- EXERCISE AIM: Each line of the material must be repeated precisely, with the pictures left out.

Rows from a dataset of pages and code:
━━━━━━━━━━━━━━━━
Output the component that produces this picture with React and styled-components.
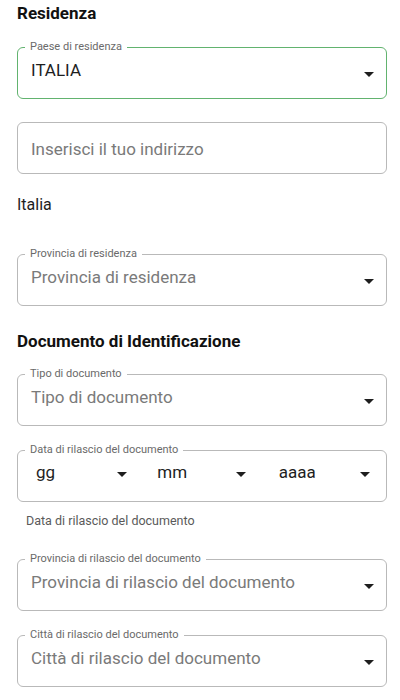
import React from "react";
import styled, { createGlobalStyle } from "styled-components";

const GlobalStyle = createGlobalStyle`
  html, body {
    margin: 0;
    padding: 0;
    background: #ffffff;
  }
  body {
    font-family: Roboto, "Noto Sans", "Liberation Sans", sans-serif;
    -webkit-font-smoothing: antialiased;
  }
  * { box-sizing: border-box; }
`;

const Page = styled.div`
  width: 400px;
  padding: 3px 13px 20px 17px;
  display: flex;
  flex-direction: column;
`;

const SectionTitle = styled.h2`
  margin: ${(p) => p.$gap || 0}px 0 0 0;
  font-size: 17px;
  line-height: 20px;
  font-weight: 700;
  color: #111111;
`;

const PlainText = styled.div`
  margin-top: ${(p) => p.$gap || 0}px;
  font-size: 16px;
  line-height: 20px;
  color: #1e1e1e;
`;

const Helper = styled.div`
  margin-top: ${(p) => p.$gap || 0}px;
  padding-left: 9px;
  font-size: 12.5px;
  line-height: 16px;
  color: #5a5a5a;
`;

const Field = styled.div`
  position: relative;
  margin-top: ${(p) => p.$gap || 0}px;
  height: 52px;
  border: 1px solid ${(p) => (p.$active ? "#62b36f" : "#b9b9b9")};
  border-radius: 6px;
  background: #fff;
  display: flex;
  align-items: flex-start;
  padding: ${(p) => (p.$plain ? 16 : 12)}px 12px 0 13px;
`;

const FloatLabel = styled.span`
  position: absolute;
  top: -7px;
  left: 7px;
  padding: 0 5px;
  background: #fff;
  font-size: 11px;
  line-height: 12px;
  color: #6a6a6a;
  white-space: nowrap;
`;

const Value = styled.span`
  flex: 1;
  font-size: 17px;
  line-height: 20px;
  color: ${(p) => (p.$placeholder ? "#7a7a7a" : "#1e1e1e")};
  white-space: nowrap;
`;

const CaretSvg = styled.svg`
  flex: none;
  width: 10px;
  height: 5px;
  margin-top: ${(p) => p.$offset ?? 12}px;
  fill: #1e1e1e;
`;

const Caret = ({ offset }) => (
  <CaretSvg $offset={offset} viewBox="0 0 10 5" aria-hidden="true">
    <path d="M0 0h10L5 5z" />
  </CaretSvg>
);

const DateRow = styled.div`
  position: relative;
  margin-top: ${(p) => p.$gap || 0}px;
  height: 52px;
  border: 1px solid #b9b9b9;
  border-radius: 6px;
  display: grid;
  grid-template-columns: repeat(3, 1fr);
  column-gap: 30px;
  padding: 11px 16px 0 18px;
`;

const DatePart = styled.div`
  display: flex;
  align-items: flex-start;
  padding-right: ${(p) => p.$trim || 0}px;
`;

const SelectField = ({ label, value, placeholder, active, gap }) => (
  <Field $gap={gap} $active={active}>
    {label && <FloatLabel>{label}</FloatLabel>}
    <Value $placeholder={placeholder}>{value}</Value>
    <Caret offset={12} />
  </Field>
);

export default function App() {
  return (
    <>
      <GlobalStyle />
      <Page>
        <SectionTitle>Residenza</SectionTitle>
        <SelectField gap={24} active label="Paese di residenza" value="ITALIA" />
        <Field $gap={23} $plain>
          <Value $placeholder>Inserisci il tuo indirizzo</Value>
        </Field>
        <PlainText $gap={21}>Italia</PlainText>
        <SelectField
          gap={39}
          label="Provincia di residenza"
          value="Provincia di residenza"
          placeholder
        />

        <SectionTitle $gap={25}>Documento di Identificazione</SectionTitle>
        <SelectField
          gap={23}
          label="Tipo di documento"
          value="Tipo di documento"
          placeholder
        />
        <DateRow $gap={24}>
          <FloatLabel>Data di rilascio del documento</FloatLabel>
          <DatePart>
            <Value>gg</Value>
            <Caret offset={10} />
          </DatePart>
          <DatePart $trim={3}>
            <Value>mm</Value>
            <Caret offset={10} />
          </DatePart>
          <DatePart>
            <Value>aaaa</Value>
            <Caret offset={10} />
          </DatePart>
        </DateRow>
        <Helper $gap={11}>Data di rilascio del documento</Helper>
        <SelectField
          gap={30}
          label="Provincia di rilascio del documento"
          value="Provincia di rilascio del documento"
          placeholder
        />
        <SelectField
          gap={24}
          label="Città di rilascio del documento"
          value="Città di rilascio del documento"
          placeholder
        />
      </Page>
    </>
  );
}
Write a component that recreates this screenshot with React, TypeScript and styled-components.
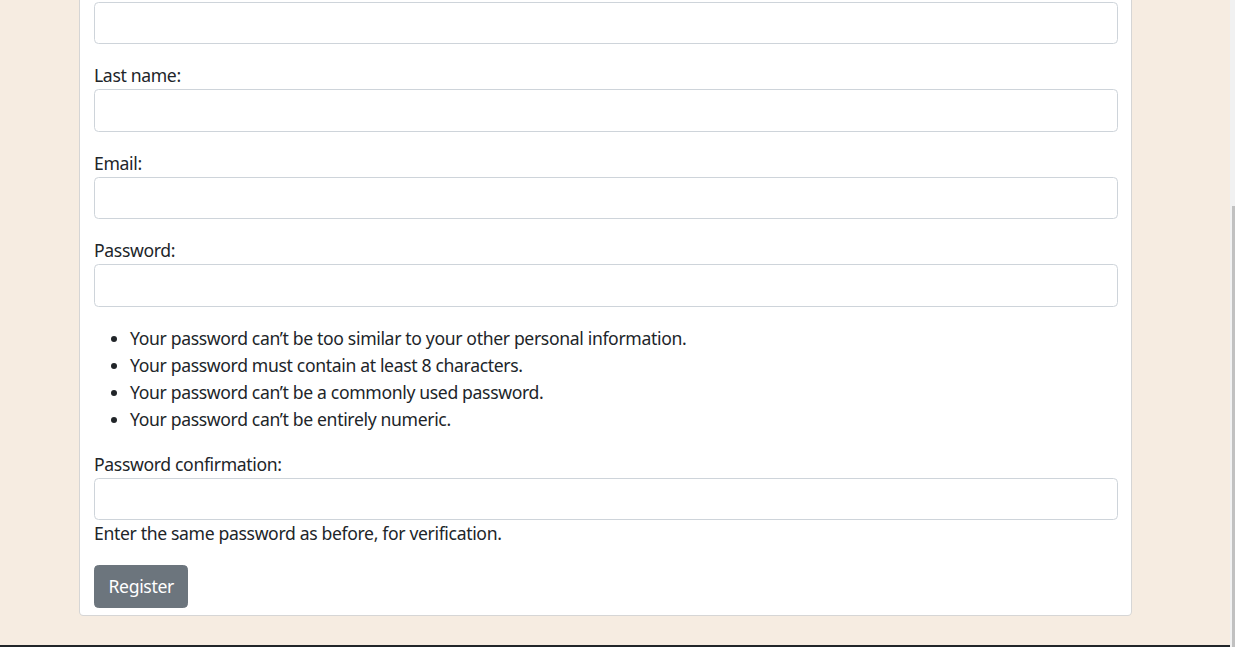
━━━━━━━━━━━━━━━━
- RESULT OF THE TASK:
Output the component that produces this picture with React and styled-components.
import React from "react";
import styled, { createGlobalStyle } from "styled-components";

const GlobalStyle = createGlobalStyle`
  html, body {
    margin: 0;
    padding: 0;
    background: #ffffff;
  }
  body {
    font-family: Roboto, "Noto Sans", "Liberation Sans", sans-serif;
    -webkit-font-smoothing: antialiased;
  }
  * { box-sizing: border-box; }
`;

const Page = styled.div`
  width: 400px;
  padding: 3px 13px 20px 17px;
  display: flex;
  flex-direction: column;
`;

const SectionTitle = styled.h2`
  margin: ${(p) => p.$gap || 0}px 0 0 0;
  font-size: 17px;
  line-height: 20px;
  font-weight: 700;
  color: #111111;
`;

const PlainText = styled.div`
  margin-top: ${(p) => p.$gap || 0}px;
  font-size: 16px;
  line-height: 20px;
  color: #1e1e1e;
`;

const Helper = styled.div`
  margin-top: ${(p) => p.$gap || 0}px;
  padding-left: 9px;
  font-size: 12.5px;
  line-height: 16px;
  color: #5a5a5a;
`;

const Field = styled.div`
  position: relative;
  margin-top: ${(p) => p.$gap || 0}px;
  height: 52px;
  border: 1px solid ${(p) => (p.$active ? "#62b36f" : "#b9b9b9")};
  border-radius: 6px;
  background: #fff;
  display: flex;
  align-items: flex-start;
  padding: ${(p) => (p.$plain ? 16 : 12)}px 12px 0 13px;
`;

const FloatLabel = styled.span`
  position: absolute;
  top: -7px;
  left: 7px;
  padding: 0 5px;
  background: #fff;
  font-size: 11px;
  line-height: 12px;
  color: #6a6a6a;
  white-space: nowrap;
`;

const Value = styled.span`
  flex: 1;
  font-size: 17px;
  line-height: 20px;
  color: ${(p) => (p.$placeholder ? "#7a7a7a" : "#1e1e1e")};
  white-space: nowrap;
`;

const CaretSvg = styled.svg`
  flex: none;
  width: 10px;
  height: 5px;
  margin-top: ${(p) => p.$offset ?? 12}px;
  fill: #1e1e1e;
`;

const Caret = ({ offset }) => (
  <CaretSvg $offset={offset} viewBox="0 0 10 5" aria-hidden="true">
    <path d="M0 0h10L5 5z" />
  </CaretSvg>
);

const DateRow = styled.div`
  position: relative;
  margin-top: ${(p) => p.$gap || 0}px;
  height: 52px;
  border: 1px solid #b9b9b9;
  border-radius: 6px;
  display: grid;
  grid-template-columns: repeat(3, 1fr);
  column-gap: 30px;
  padding: 11px 16px 0 18px;
`;

const DatePart = styled.div`
  display: flex;
  align-items: flex-start;
  padding-right: ${(p) => p.$trim || 0}px;
`;

const SelectField = ({ label, value, placeholder, active, gap }) => (
  <Field $gap={gap} $active={active}>
    {label && <FloatLabel>{label}</FloatLabel>}
    <Value $placeholder={placeholder}>{value}</Value>
    <Caret offset={12} />
  </Field>
);

export default function App() {
  return (
    <>
      <GlobalStyle />
      <Page>
        <SectionTitle>Residenza</SectionTitle>
        <SelectField gap={24} active label="Paese di residenza" value="ITALIA" />
        <Field $gap={23} $plain>
          <Value $placeholder>Inserisci il tuo indirizzo</Value>
        </Field>
        <PlainText $gap={21}>Italia</PlainText>
        <SelectField
          gap={39}
          label="Provincia di residenza"
          value="Provincia di residenza"
          placeholder
        />

        <SectionTitle $gap={25}>Documento di Identificazione</SectionTitle>
        <SelectField
          gap={23}
          label="Tipo di documento"
          value="Tipo di documento"
          placeholder
        />
        <DateRow $gap={24}>
          <FloatLabel>Data di rilascio del documento</FloatLabel>
          <DatePart>
            <Value>gg</Value>
            <Caret offset={10} />
          </DatePart>
          <DatePart $trim={3}>
            <Value>mm</Value>
            <Caret offset={10} />
          </DatePart>
          <DatePart>
            <Value>aaaa</Value>
            <Caret offset={10} />
          </DatePart>
        </DateRow>
        <Helper $gap={11}>Data di rilascio del documento</Helper>
        <SelectField
          gap={30}
          label="Provincia di rilascio del documento"
          value="Provincia di rilascio del documento"
          placeholder
        />
        <SelectField
          gap={24}
          label="Città di rilascio del documento"
          value="Città di rilascio del documento"
          placeholder
        />
      </Page>
    </>
  );
}
Write a component that recreates this screenshot with React, TypeScript and styled-components.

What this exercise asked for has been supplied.